Lorsqu'Évelyne Hanska séjourne à Paris l'été 1845, elle réalise vite quelle est la nature des relations tissées entre Louise Breugniot et Balzac et exige aussitôt le départ de la gouvernante. Lorsqu'il apprend à Louise qu'il souhaite bientôt se séparer d'elle, elle reçoit cette annonce comme une trahison, alors qu'elle estime avoir tant fait pour lui. Une atmosphère lourde s'installe dans la maison, l'écrivain ne se résolvant pas à mettre à la porte sa gouvernante (soutenue par Mme Balzac et sa fille), et celle-ci ayant décidé de se venger de Mme Hanska et de Balzac. Ce dernier appelle maintenant Louise « la Chouette ». Elle exige, pour partir, que Balzac lui trouve un bureau de Timbre, ce qu'elle obtient en 1846. Mais, avant de quitter la rue Raynouard, elle commet un acte irréparable l'été 1847, à la fin d'un séjour parisien de Mme Hanska : elle vole vingt-deux lettres écrites par cette dernière au romancier et la menace contre rançon de transmettre ces lettres à sa fille et à son gendre. Elle espère la discréditer aux yeux de sa famille en Pologne et faire ainsi annuler le projet de mariage. Balzac acceptant de payer, elle rend les lettres, qu'il brûle aussitôt.
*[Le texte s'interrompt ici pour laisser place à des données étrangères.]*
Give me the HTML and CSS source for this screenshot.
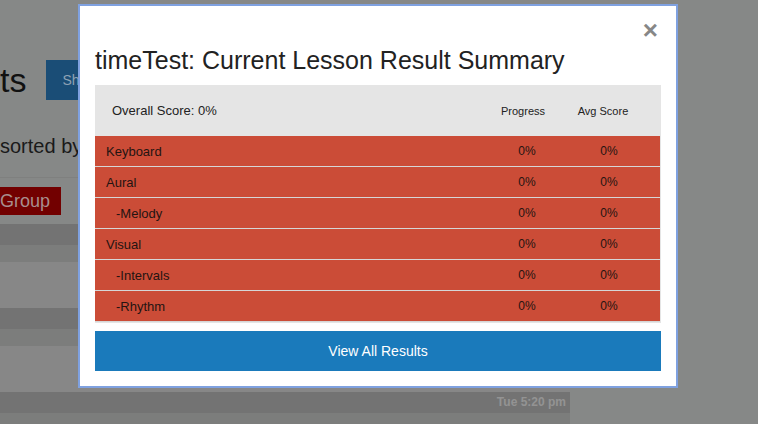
FILE: index.html
```html
<!DOCTYPE html>
<html>
<head>
<meta charset="utf-8">
<link rel="stylesheet" href="styles.css">
</head>
<body>
<div class="page">
  <div class="title-row">
    <h1 class="page-title">ts</h1>
    <button class="show-btn">Show</button>
  </div>
  <p class="sorted">sorted by</p>
  <div class="group-row"><span class="group-btn">Group</span></div>
  <div class="list">
    <div class="bar-dark"></div>
    <div class="bar-mid"></div>
    <div class="bar-body"></div>
    <div class="bar-dark"></div>
    <div class="bar-mid"></div>
    <div class="bar-body"></div>
    <div class="bar-dark stamp">Tue 5:20 pm</div>
    <div class="bar-mid"></div>
  </div>
</div>

<div class="modal">
  <div class="close-row"><span class="close">&times;</span></div>
  <h4 class="modal-title">timeTest: Current Lesson Result Summary</h4>
  <div class="results">
    <div class="res-head">
      <span class="overall">Overall Score: 0%</span>
      <span class="col">Progress</span>
      <span class="col">Avg Score</span>
    </div>
    <div class="res-row"><span class="name">Keyboard</span><span class="val">0%</span><span class="val">0%</span></div>
    <div class="res-row"><span class="name">Aural</span><span class="val">0%</span><span class="val">0%</span></div>
    <div class="res-row"><span class="name sub">-Melody</span><span class="val">0%</span><span class="val">0%</span></div>
    <div class="res-row"><span class="name">Visual</span><span class="val">0%</span><span class="val">0%</span></div>
    <div class="res-row"><span class="name sub">-Intervals</span><span class="val">0%</span><span class="val">0%</span></div>
    <div class="res-row"><span class="name sub">-Rhythm</span><span class="val">0%</span><span class="val">0%</span></div>
  </div>
  <button class="view-all">View All Results</button>
</div>
</body>
</html>
```

FILE: styles.css
```css
html, body {
  margin: 0;
  padding: 0;
  background: #868887;
  font-family: "Liberation Sans", Arial, sans-serif;
  overflow: hidden;
  height: 424px;
}

.page {
  width: 570px;
}

.title-row {
  display: flex;
  align-items: center;
  margin-top: 60px;
  height: 40px;
}

.page-title {
  margin: 0 20px 0 0;
  font-size: 34px;
  font-weight: normal;
  color: #111;
  line-height: 40px;
}

.show-btn {
  height: 40px;
  width: 120px;
  border: none;
  background: #1a4d76;
  color: #8ea2b4;
  font-family: "Liberation Sans", Arial, sans-serif;
  font-size: 14px;
  text-align: left;
  padding: 0 0 0 16px;
}

.sorted {
  margin: 34px 0 0 0;
  font-size: 20px;
  line-height: 24px;
  color: #1a1a1a;
}

.group-row {
  margin-top: 19px;
  border-top: 1px solid #7f807f;
  padding-top: 9px;
}

.group-btn {
  display: inline-block;
  background: #720000;
  color: #a88e8e;
  font-size: 18px;
  line-height: 28px;
  padding: 0 11px 0 0;
}

.list {
  margin-top: 9px;
}

.bar-dark {
  height: 21px;
  background: #737373;
}

.bar-mid {
  height: 17px;
  background: #7c7d7c;
}

.bar-body {
  height: 46px;
  background: #878787;
}

.stamp {
  text-align: right;
  padding-right: 4px;
  font-size: 12px;
  font-weight: bold;
  line-height: 21px;
  color: #939393;
}

/* modal */
.modal {
  position: fixed;
  left: 78px;
  top: 4px;
  width: 600px;
  box-sizing: border-box;
  background: #fff;
  border: 2px solid #7fa1e0;
  padding: 15px;
}

.close-row {
  display: flex;
  justify-content: flex-end;
  height: 20px;
  padding-right: 3px;
}

.close {
  font-size: 26px;
  font-weight: bold;
  color: #878787;
  line-height: 18px;
  margin-top: 0;
}

.modal-title {
  margin: 6px 0 12px 0;
  font-size: 25px;
  font-weight: normal;
  line-height: 26px;
  color: #222;
}

.results {
  background: #e5e5e5;
  padding: 0 1px 1px 0;
}

.res-head {
  display: grid;
  grid-template-columns: 1fr 80px 80px;
  align-items: center;
  height: 51px;
  padding: 0 17px 0 17px;
  font-size: 11px;
  color: #222;
}

.res-head .overall {
  font-size: 13px;
}

.res-head .col {
  text-align: center;
}

.res-row {
  display: grid;
  grid-template-columns: 1fr 80px 80px;
  column-gap: 2px;
  align-items: center;
  height: 30px;
  padding: 0 11px 0 11px;
  background: #cb4c37;
  border-bottom: 1px solid #d6d6d6;
  font-size: 13px;
  color: #241412;
}

.res-row .name.sub {
  padding-left: 10px;
}

.res-row .val {
  font-size: 12px;
  text-align: center;
}

.view-all {
  display: block;
  width: 100%;
  height: 40px;
  margin-top: 8px;
  border: none;
  background: #1a7abb;
  color: #fff;
  font-family: "Liberation Sans", Arial, sans-serif;
  font-size: 14px;
}
```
Louise lui inspire le personnage de Mme Cibot, concierge du Cousin Pons : « Une portière à moustaches est une des plus grandes garanties d'ordre et de sécurité pour un propriétaire. Si Delacroix avait pu voir madame Cibot posée fièrement sur son balai, certes il en eût fait une Bellone ! » (Le Cousin Pons) Dans le roman, Pons se méfie de Mme Cibot comme Balzac se méfie de Louise Breugniot.
La laideur et l'esprit rancunier de la cousine Bette ont aussi à voir avec le caractère de Louise Breugniot : « ses sourcils épais réunis par un bouquet, sa face longue et simiesque laissent deviner derrière la paysanne des Vosges un caractère de sauvage.  » (La Cousine Bette)

La collection muséale

La salle présente des plaques typographiques réalisées sur dessin de Charles Huard (1874-1965) et gravées sur bois par Pierre Gusman (1862-1942) pour illustrer l’édition Conard des Œuvres complètes de Balzac (1912-1940). Elles sont complétées par des matrices du XIXe siècle, parmi lesquelles on peut en retrouver quelques-unes qui ont été utilisées pour l'édition Furne (1842-1848), la première édition illustrée de La Comédie humaine et la seule qui ait été entièrement contrôlée par Balzac.